SECURITIES AND EXCHANGE COMMISSION
WASHINGTON, D.C. 20549


______________


FORM 8-K

CURRENT REPORT

PURSUANT TO SECTION 13 OR 15(D) OF THE
SECURITIES EXCHANGE ACT OF 1934


Date of report (Date of earliest event reported):    February 17, 2015


 

CIRRUS LOGIC, INC.

(Exact name of Registrant as specified in its charter)



Delaware

 

0-17795

 

77-0024818

(State or Other Jurisdiction of

Incorporation or Organization)

(Commission

File Number)

(IRS Employer

Identification No.)


 

800 West 6th Street, Austin, TX

   

78701

(Address of Principal Executive Offices) (Zip Code)


Registrant’s telephone number, including area code:   (512) 851-4000


Check the appropriate box below if the Form 8-K filing is intended to simultaneously satisfy the filing obligation of the registrant under any of the following provisions:

Written communications pursuant to Rule 425 under the Securities Act (17 CFR 230.425)
Soliciting material pursuant to Rule 14a-12 under the Exchange Act (17 CFR 240.14a-12)
Pre-commencement communications pursuant to Rule 14d-2(b) under the Exchange Act (17 CFR 240.14d-2(b))
Pre-commencement communications pursuant to Rule 13e-4(c) under the Exchange Act (17 CFR 240.13e-4(c))




Item 7.01     Regulation FD.

On February 17, 2015, the Company issued a press release announcing that Jason Rhode, president and chief executive officer, will present at the Morgan Stanley Technology, Media and Telecom Conference at The Palace Hotel in San Francisco at 10:30 a.m. PST on Thursday, March 5, 2015.  A live webcast of the presentation will be available on the company's investor relations website http://investor.cirrus.com. An archived replay of the webcast will be available on the website following the event.
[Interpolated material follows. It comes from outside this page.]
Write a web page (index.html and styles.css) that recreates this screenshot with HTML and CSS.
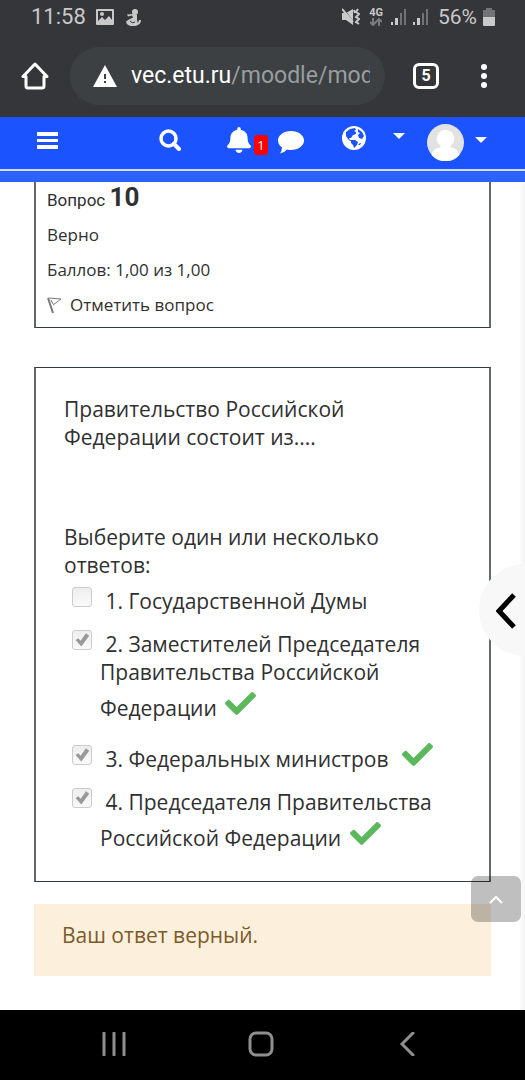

The full text of the press release is being furnished as Exhibit No. 99.1 to this Current Report on Form 8-K and is incorporated herein by reference. The information contained in Items 7.01 and 9.01 of this report and the exhibits hereto may contain forward-looking statements regarding the Company and cautionary statements identifying important factors that could cause actual results to differ materially from those anticipated.  In addition, the information contained in Items 7.01 and 9.01 of this report and the exhibits hereto shall not be deemed “filed” for purposes of Section 18 of the Securities Exchange Act of 1934, as amended (the “Exchange Act”), or otherwise subject to the liabilities of that section, nor shall it be deemed incorporated by reference in any filing under the Securities Act of 1933, as amended, or the Exchange Act, except as expressly set forth by specific reference in such a filing.

Item 9.01     Financial Statements and Exhibits.

(d)       Exhibits

          Exhibit No.         Description

          Exhibit 99.1        Cirrus Logic, Inc. press release dated February 17, 2015

SIGNATURES

Pursuant to the requirements of the Securities Exchange Act of 1934, Registrant has duly caused this report to be signed on its behalf by the undersigned thereunto duly authorized.

 

CIRRUS LOGIC, INC.

 

 

Date:

February 17, 2015

By:

/s/ Thurman K. Case

 

Name: Thurman K. Case

 

Title:  Chief Financial Officer


EXHIBIT INDEX

Exhibit No.

Description

 

99.1

Registrant's press release dated February 17, 2015.